Problem is, hardware is made in Asia, software is made in the West. This is a crucial point. Nobody can really compete with Asia’s 30 years of experience building computers, motherboards, graphic cards, monitors etc. We can’t, just on a worker salary basis. It’s pretty much the opposite for software with the West having a huge advantage and experience since Palo Alto and the Silicon Valley. Despite the availability of a robust open source OS, nobody in Asia really conquered the world with its software (except for Nintendo, who does hardware too). But they are listening, trying, testing (HTC Sense). And when a company like Apple ask Asia to build beautiful devices, Asia learns, copies and does it more and more precisely  (Samsung’s laptops and lawsuit for their successful Galaxy Tab) and innovates too (Asus netbooks, EEE Pad).
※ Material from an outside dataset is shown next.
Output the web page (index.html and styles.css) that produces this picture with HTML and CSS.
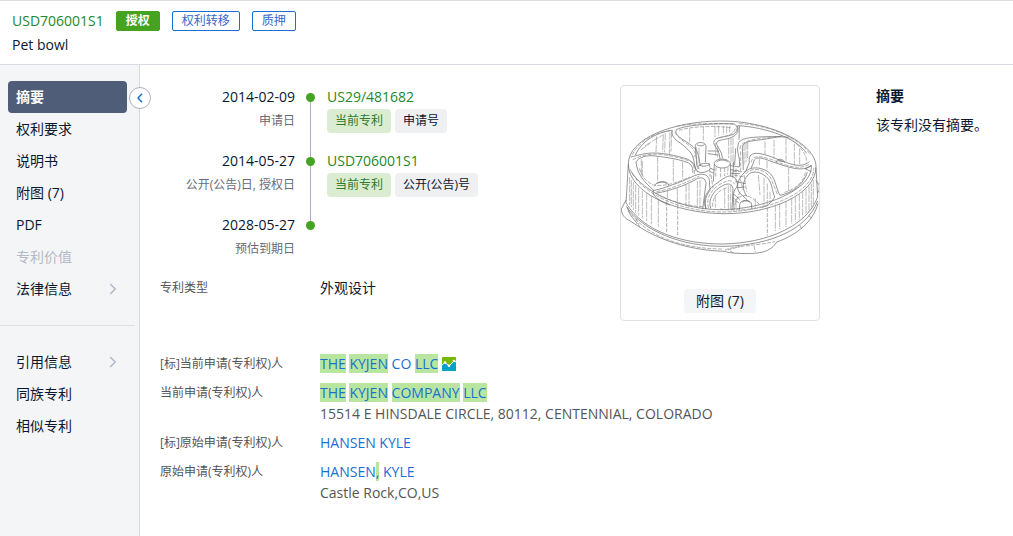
FILE: index.html
```html
<!DOCTYPE html>
<html lang="zh-CN">
<head>
<meta charset="utf-8">
<meta name="viewport" content="width=device-width, initial-scale=1">
<title>USD706001S1 Pet bowl</title>
<link rel="stylesheet" href="styles.css">
</head>
<body>
<header class="header">
  <div class="header-row">
    <a class="link-green" href="#">USD706001S1</a>
    <span class="badge badge-solid">授权</span>
    <span class="badge">权利转移</span>
    <span class="badge">质押</span>
  </div>
  <h1 class="title">Pet bowl</h1>
</header>
<div class="layout">
  <nav class="sidebar">
    <ul class="menu">
      <li><a class="menu-item active" href="#">摘要</a></li>
      <li><a class="menu-item" href="#">权利要求</a></li>
      <li><a class="menu-item" href="#">说明书</a></li>
      <li><a class="menu-item" href="#">附图 (7)</a></li>
      <li><a class="menu-item" href="#">PDF</a></li>
      <li><a class="menu-item disabled" aria-disabled="true">专利价值</a></li>
      <li><a class="menu-item" href="#">法律信息<svg class="chevron" viewBox="0 0 8 12"><path d="M1.2 1 6.2 6 1.2 11"/></svg></a></li>
    </ul>
    <ul class="menu">
      <li><a class="menu-item" href="#">引用信息<svg class="chevron" viewBox="0 0 8 12"><path d="M1.2 1 6.2 6 1.2 11"/></svg></a></li>
      <li><a class="menu-item" href="#">同族专利</a></li>
      <li><a class="menu-item" href="#">相似专利</a></li>
    </ul>
    <button class="collapse" type="button" aria-label="收起"><svg viewBox="0 0 6 10"><path d="M5 .7 1 5 5 9.3"/></svg></button>
  </nav>
  <main class="content">
    <div class="overview">
      <div class="details">
        <ol class="timeline">
          <li class="event">
            <div class="when"><time>2014-02-09</time><span class="caption">申请日</span></div>
            <div class="what"><a class="link-green" href="#">US29/481682</a>
              <div class="tags"><span class="tag tag-green">当前专利</span><span class="tag">申请号</span></div></div>
          </li>
          <li class="event">
            <div class="when"><time>2014-05-27</time><span class="caption">公开(公告)日, 授权日</span></div>
            <div class="what"><a class="link-green" href="#">USD706001S1</a>
              <div class="tags"><span class="tag tag-green">当前专利</span><span class="tag">公开(公告)号</span></div></div>
          </li>
          <li class="event">
            <div class="when"><time>2028-05-27</time><span class="caption">预估到期日</span></div>
            <div class="what"></div>
          </li>
        </ol>
        <dl class="fields">
          <dt>专利类型</dt>
          <dd class="strong">外观设计</dd>
        </dl>
      </div>
      <figure class="figure">
        <svg class="drawing" viewBox="33 105 594 480" role="img" aria-label="Pet bowl">
          <!-- rim -->
          <g class="ink">
            <path d="M55 268C54 190 190 139 330 138C480 137 618 205 618 275C618 360 480 416 345 416C190 416 56 350 55 268Z"/>
            <path d="M76 240C100 190 150 170 187 166M64 290C100 350 210 403 330 404C460 404 610 345 604 270M590 235C560 190 470 157 384 152"/>
            <path class="dash" d="M60 282C90 355 210 410 335 411C480 410 612 350 611 280M200 154C240 145 330 144 370 147M388 146C480 150 570 190 602 240"/>
            <path class="dash" d="M66 240C90 195 140 172 180 167"/>
          </g>
          <!-- wall and base -->
          <g class="ink">
            <path d="M55 268 48 384C100 470 220 508 340 507C470 504 590 455 623 366L618 278"/>
            <path d="M48 375 34 402C34 420 45 430 62 439L100 463C180 510 270 527 345 529M49 394C100 470 220 516 345 514C480 510 590 465 623 378"/>
            <path d="M82 447C77 436 58 424 52 397M345 528 352 532C390 537 430 537 455 532C480 526 493 513 500 501C560 480 610 440 624 385M618 317 628 330 627 350 621 352"/>
            <path class="dash" d="M345 525C370 513 440 512 495 500M55 405C110 490 230 522 340 522M370 534 355 524 390 515M432 513 436 531M78 430 90 458M575 462 568 448M605 430 596 422"/>
          </g>
          <g class="ink soft">
            <path d="M59 306V390M64 315V397M70 322V405M77 330V413M86 338V422M97 347V430M110 355V438M124 363V448M145 372V455"/>
            <path d="M610 315V392M604 326V402M597 334V412M588 343V420M578 350V428M568 358V436M556 364V442M545 370V447M528 378V456M509 384V463M496 389V468"/>
            <path class="dash" d="M170 380V472M203 390V481M472 398V482"/>
          </g>
          <!-- upper compartment -->
          <g class="ink">
            <path d="M187 166C184 180 190 188 202 198C228 216 246 232 250 250C254 265 252 278 264 291"/>
            <path d="M199 164C194 176 204 184 222 196C246 211 260 220 265 240L271 272"/>
            <path d="M199 164C230 147 340 145 372 147C386 152 384 170 370 178C345 188 318 184 312 198C308 212 325 220 328 240L330 252M382 152C388 170 380 182 358 190C330 196 318 196 320 208C326 222 336 230 337 250"/>
            <path class="dash" d="M195 170C205 200 252 208 257 240C262 260 256 270 270 285M207 166C250 152 330 153 362 158M376 160C373 178 350 183 320 191"/>
            <path d="M256 214C255 199 287 198 288 214L286 262M256 214 261 274M261 209C266 214 280 214 284 208M388 152 387 194M293 228 327 228M293 236 325 240"/>
          </g>
          <g class="ink soft">
            <path d="M239 160V202M280 156V196M315 154V186M326 153V182M340 153V180M350 153V177M359 153V172M185 168 183 230M180 172 178 238M166 174 164 232M160 178 158 230M140 184 138 232M105 212 158 180M92 225 120 205"/>
            <path d="M257 238 250 248M317 203V242M323 213V248M356 192V250M363 190V262M369 188V270M260 217V270M267 218V265"/>
          </g>
          <!-- left compartments -->
          <g class="ink">
            <path d="M62 246C80 242 96 236 125 234C165 233 205 244 228 251C246 257 255 268 258 288"/>
            <path d="M78 261C84 248 110 239 136 243C180 248 216 255 236 264C246 272 250 280 248 293M78 261C82 300 104 322 132 347"/>
            <path d="M130 347C170 338 220 318 253 302C276 293 296 298 298 316L300 346C288 362 283 378 288 402"/>
            <path d="M136 355C180 348 230 330 262 311C277 305 286 310 288 325L278 403M130 347C124 362 150 380 180 390"/>
            <path d="M134 334C134 317 175 314 176 332M140 326C150 320 164 320 171 326"/>
            <path class="dash" d="M68 254C90 243 110 236 150 238C190 242 230 254 242 260C252 268 254 278 253 298M88 280C94 302 108 320 130 330C160 335 196 326 240 306M145 360C190 382 240 394 280 395M140 350C185 342 235 320 268 303"/>
            <path d="M264 282C260 262 300 262 300 270M262 289C275 297 295 290 303 280M268 270C280 276 292 274 298 268"/>
          </g>
          <g class="ink soft">
            <path d="M94 252V300M97 258V304M143 246V317M190 254V320M218 260V312M172 348V380M202 340V388M228 330V394M237 327V397M262 318V398M270 316V400"/>
          </g>
          <!-- centre post -->
          <g class="ink">
            <path d="M313 268C309 248 358 247 361 266C357 282 321 284 313 268ZM313 268 310 320M361 266 362 304"/>
            <path d="M320 262C325 253 349 253 354 262M300 279 313 285M300 290 310 294M362 272 388 276M362 284 388 288M362 295 390 296M371 260 368 308"/>
            <path class="dash" d="M318 277 317 310M332 279V307M344 279V303M354 277 353 299M298 265 300 305M303 300 309 340M368 290 405 290M372 300 402 306M378 280V325"/>
          </g>
          <!-- right compartments -->
          <g class="ink">
            <path d="M384 212C383 198 398 190 430 187C470 184 510 184 534 187M377 220 374 270M384 212C378 230 392 245 388 276"/>
            <path d="M397 218C397 205 410 199 440 196C470 192 495 188 515 183M397 218 400 285"/>
            <path d="M418 262C416 246 420 236 438 235C470 236 502 254 530 263C556 272 580 276 598 260M430 264C432 248 444 246 464 252C500 265 536 278 560 281C580 283 595 280 603 272M418 262 407 290M430 264 423 280"/>
            <path d="M402 294C420 272 452 276 474 290C498 307 495 335 510 361M414 300C430 282 460 294 474 311C487 327 486 346 494 366C482 388 468 394 455 397"/>
            <path d="M510 361C545 354 580 330 592 292M500 263C496 252 520 247 524 263M504 257 520 260M603 272 585 281 604 290"/>
            <path class="dash" d="M390 222C388 200 425 188 525 185M424 262C425 242 450 238 500 260C545 278 575 284 600 266M407 297C430 270 475 287 486 318L502 358M586 292C582 325 550 345 518 354M534 187C570 210 591 239 590 262M392 230V288"/>
          </g>
          <g class="ink soft">
            <path d="M402 206V268M408 204V262M413 202V250M465 199V238M492 194V251M528 190V260M553 206V272M569 220V274M448 252V270M471 258V284M536 278V348M462 308V394M445 300 450 360M472 325V388M480 350V382"/>
          </g>
          <!-- front compartment -->
          <g class="ink">
            <path d="M288 402C276 375 288 348 316 328C335 314 350 302 362 303C382 307 385 326 380 337C365 351 371 375 372 404"/>
            <path d="M302 400C293 372 312 344 340 331C355 324 365 326 369 340L366 405M402 294C380 315 378 342 390 355L412 375M414 300C396 320 395 344 412 365"/>
            <path d="M389 390C389 372 425 371 425 390V402M389 390V404M396 381C402 376 414 376 419 382M372 358 389 374M372 370 386 384M380 320 406 326M382 338 404 336"/>
            <path class="dash" d="M296 400C286 368 306 342 330 328C352 315 366 312 374 328M308 395C306 370 322 346 350 338M372 380C400 350 420 360 448 388M330 402C370 408 430 405 460 393M390 310 400 345M402 300 410 350M374 390 390 350"/>
          </g>
          <g class="ink soft">
            <path d="M316 360V398M344 342V400M355 332V402M362 330V404M378 378V403M436 370V400"/>
          </g>
        </svg>
        <button class="figure-button" type="button">附图 (7)</button>
      </figure>
      <section class="abstract">
        <h2>摘要</h2>
        <p>该专利没有摘要。</p>
      </section>
    </div>
    <dl class="fields">
      <dt>[标]当前申请(专利权)人</dt>
      <dd><a class="link-blue" href="#"><mark>THE</mark> <mark>KYJEN</mark> CO <mark>LLC</mark></a>
        <svg class="chart-icon" viewBox="0 0 14 14"><rect width="14" height="14" rx="1" fill="#76b900"/><path fill="#00a3c4" d="M0 8 3 5l4 4 5-5 2 1v8q0 1-1 1H1q-1 0-1-1z"/><path class="trend" d="M0 8 3 5.500l4 3.500 5-5 2 1"/><circle cx="3" cy="5.500" r="1.300" fill="#fff"/><circle cx="7" cy="8.700" r="1.300" fill="#fff"/><circle cx="12" cy="4" r="1.300" fill="#fff"/></svg></dd>
      <dt>当前申请(专利权)人</dt>
      <dd><a class="link-blue" href="#"><mark>THE</mark> <mark>KYJEN</mark> <mark>COMPANY</mark> <mark>LLC</mark></a><div>15514 E HINSDALE CIRCLE, 80112, CENTENNIAL, COLORADO</div></dd>
      <dt>[标]原始申请(专利权)人</dt>
      <dd><a class="link-blue" href="#">HANSEN KYLE</a></dd>
      <dt>原始申请(专利权)人</dt>
      <dd><a class="link-blue" href="#">HANSEN<mark>,</mark> KYLE</a><div>Castle Rock,CO,US</div></dd>
    </dl>
  </main>
</div>
</body>
</html>
```

FILE: styles.css
```css
* {
  box-sizing: border-box;
}

body {
  display: flex;
  flex-direction: column;
  min-height: 100vh;
  margin: 0;
  background: #fff;
  color: #0b1730;
  font: 14px/20px "Open Sans", "Noto Sans CJK SC", sans-serif;
}

a {
  color: inherit;
  text-decoration: none;
}

ul, ol, dl, dd, h1, h2, p, figure {
  margin: 0;
  padding: 0;
  list-style: none;
}

button {
  font: inherit;
  color: inherit;
  cursor: pointer;
}

.link-green {
  color: #25882a;
}

.link-blue {
  color: #1970d2;
}

.header {
  padding: 10px 12px 9px;
  border-top: 1px solid #dcdee2;
  border-bottom: 1px solid #d9dbe3;
}

.header-row {
  display: flex;
  gap: 12px;
  margin-bottom: 4px;
}

.badge {
  padding: 0 9px;
  border: 1px solid #1970d2;
  border-radius: 2px;
  color: #3568cc;
  font-size: 12px;
  line-height: 18px;
}

.badge-solid {
  border-color: #45a321;
  background: #45a321;
  color: #fff;
  font-weight: 700;
}

.title {
  font-size: 14px;
  font-weight: 400;
}

.layout {
  display: flex;
  flex: 1;
}

.sidebar {
  position: relative;
  flex: none;
  width: 140px;
  padding-top: 16px;
  border-right: 1px solid #d9dbe0;
  background: #f3f5f7;
}

.menu {
  margin-right: 4px;
  padding: 0 8px 20px;
}

.menu + .menu {
  padding-top: 20px;
  border-top: 1px solid #dcdfe4;
}

.menu-item {
  display: flex;
  align-items: center;
  justify-content: space-between;
  height: 32px;
  padding: 0 10px 0 8px;
  border-radius: 4px;
}

.menu-item.active {
  background: #4f5d78;
  color: #fff;
  font-weight: 700;
}

.menu-item.disabled {
  color: #b3bac6;
}

.chevron {
  width: 8px;
  height: 12px;
  fill: none;
  stroke: #b3b8c8;
  stroke-width: 1.5;
}

.collapse {
  display: flex;
  align-items: center;
  justify-content: center;
  position: absolute;
  top: 22px;
  right: -12px;
  width: 22px;
  height: 22px;
  padding: 0;
  border: 1px solid #aab0c2;
  border-radius: 50%;
  background: #fff;
}

.collapse svg {
  width: 6px;
  height: 10px;
  fill: none;
  stroke: #1970d2;
  stroke-width: 1.5;
}

.content {
  flex: 1;
  min-width: 0;
  padding: 20px 16px 20px 20px;
}

.overview {
  display: grid;
  grid-template-columns: 1fr 200px 177px;
  margin-bottom: 32px;
}

.event {
  display: grid;
  grid-template-columns: 135px 1fr;
  column-gap: 15px;
  min-height: 64px;
  line-height: 24px;
}

.event:last-child {
  min-height: 48px;
}

.when {
  display: flex;
  flex-direction: column;
  text-align: right;
}

.caption {
  color: #666c78;
  font-size: 12px;
}

.what {
  position: relative;
  padding-left: 17px;
}

.what::before {
  content: "";
  position: absolute;
  top: 8px;
  left: -4px;
  width: 9px;
  height: 9px;
  border-radius: 50%;
  background: #45a321;
}

.event:not(:last-child) .what::after {
  content: "";
  position: absolute;
  top: 17px;
  bottom: -8px;
  left: 0;
  width: 1px;
  background: #a5acbe;
}

.tags {
  display: flex;
  gap: 4px;
}

.tag {
  padding: 0 8px;
  border-radius: 4px;
  background: #eef0f2;
  font-size: 12px;
}

.tag-green {
  background: #daecd2;
  color: #327a2c;
}

.fields {
  display: grid;
  grid-template-columns: 160px 1fr;
  row-gap: 8px;
  color: #555;
  line-height: 21px;
}

.details .fields {
  margin-top: 16px;
}

.fields dt {
  font-size: 12px;
}

.strong {
  color: #0b1730;
}

mark {
  background: #b8e6a0;
  color: inherit;
}

.chart-icon {
  width: 14px;
  height: 14px;
  vertical-align: -2px;
}

.trend {
  fill: none;
  stroke: #fff;
}

.figure {
  display: flex;
  flex-direction: column;
  align-items: center;
  padding: 24px 0 7px;
  border: 1px solid #dfe1e5;
  border-radius: 4px;
}

.drawing {
  width: 100%;
  margin-bottom: 19px;
}

.ink {
  fill: none;
  stroke: #606060;
  stroke-width: 2;
  stroke-linejoin: round;
}

.soft {
  stroke: #999;
  stroke-dasharray: 22 3;
}

.dash {
  stroke: #888;
  stroke-dasharray: 12 4;
}

.figure-button {
  height: 24px;
  padding: 0 12px;
  border: 0;
  border-radius: 4px;
  background: #f3f5f7;
}

.abstract {
  padding-left: 56px;
}

.abstract h2 {
  margin-bottom: 8px;
  font-size: 14px;
  line-height: 21px;
}

.abstract p {
  line-height: 21px;
}
```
It’s a fascinating relationship where I believe the separation will stay this way: It will take a long time before Asian job cost equals the West one so that a Western company can really invest the hardware department and it will take a long time before Asia figures out how the West works in front of a monitor (massive culture shift there, very clear when comparing Western/Japanese game developers and their creations). Everybody needs everybody.

Therefore the scenario of a  few companies having control over their own hardware/software ecosystems, vertically, seems unlikely. There are way too many players in the game and the patent mess will maintain a very slow progress.

The past

Every single closed architecture, super great closed ecosystem controlled by one company died, but one (resurrected through the music lie of “being fair” with artists via iPod/iTunes back in 2003). Technology follows Darwin’s law: the one who can adapt faster and more than the others wins. Apple is a good case as the once really closed company had to switch to Intel and make iTunes available on Windows to touch more people and more than just survive, make an insane profit and be the company we know today. It’s not just about innovation, there’s a fine balance to find between design and business model.

So an ecosystem controlled by one company either die through the complexity or overhead of two distinct businesses in one (hard/soft), or subtly, massively change. That fact plus the Western-software/Asia-hardware separation makes sure that ecosystems can only work through multiple companies and partners through multiple countries at huge scales (I’m talking about the half a billion computer/phones sold every year, not the 28 million iPad or 100 million Wii sold to this day). At smaller scales, it’s a double-edged sword: When it works, it’s awesome (Wii) but when it doesn’t, hardware makes it hard to be flexible (what to do with the 3DS now?). At bigger scales it becomes very risky.

The future

I think we’ll see hardware manufacturers offering full hardware ecosystems (cloud@home+sensors+monitors+sound bars+tablets+phones) like Ikea is selling full kitchen and then you will have the usual players for the full software ecosystem part: Microsoft, Google and always Linux, which will probably get more stronger as generations of computer wizards will emerge. And when Asia will be capable of producing software for the entire world, the West will probably be able to produce hardware too. We’ll then see what happens. A new loop in our history.

At the end what really counts is the software, which runs the world.

Meanwhile, Steve Jobs just resigned as CEO of Apple. Interesting.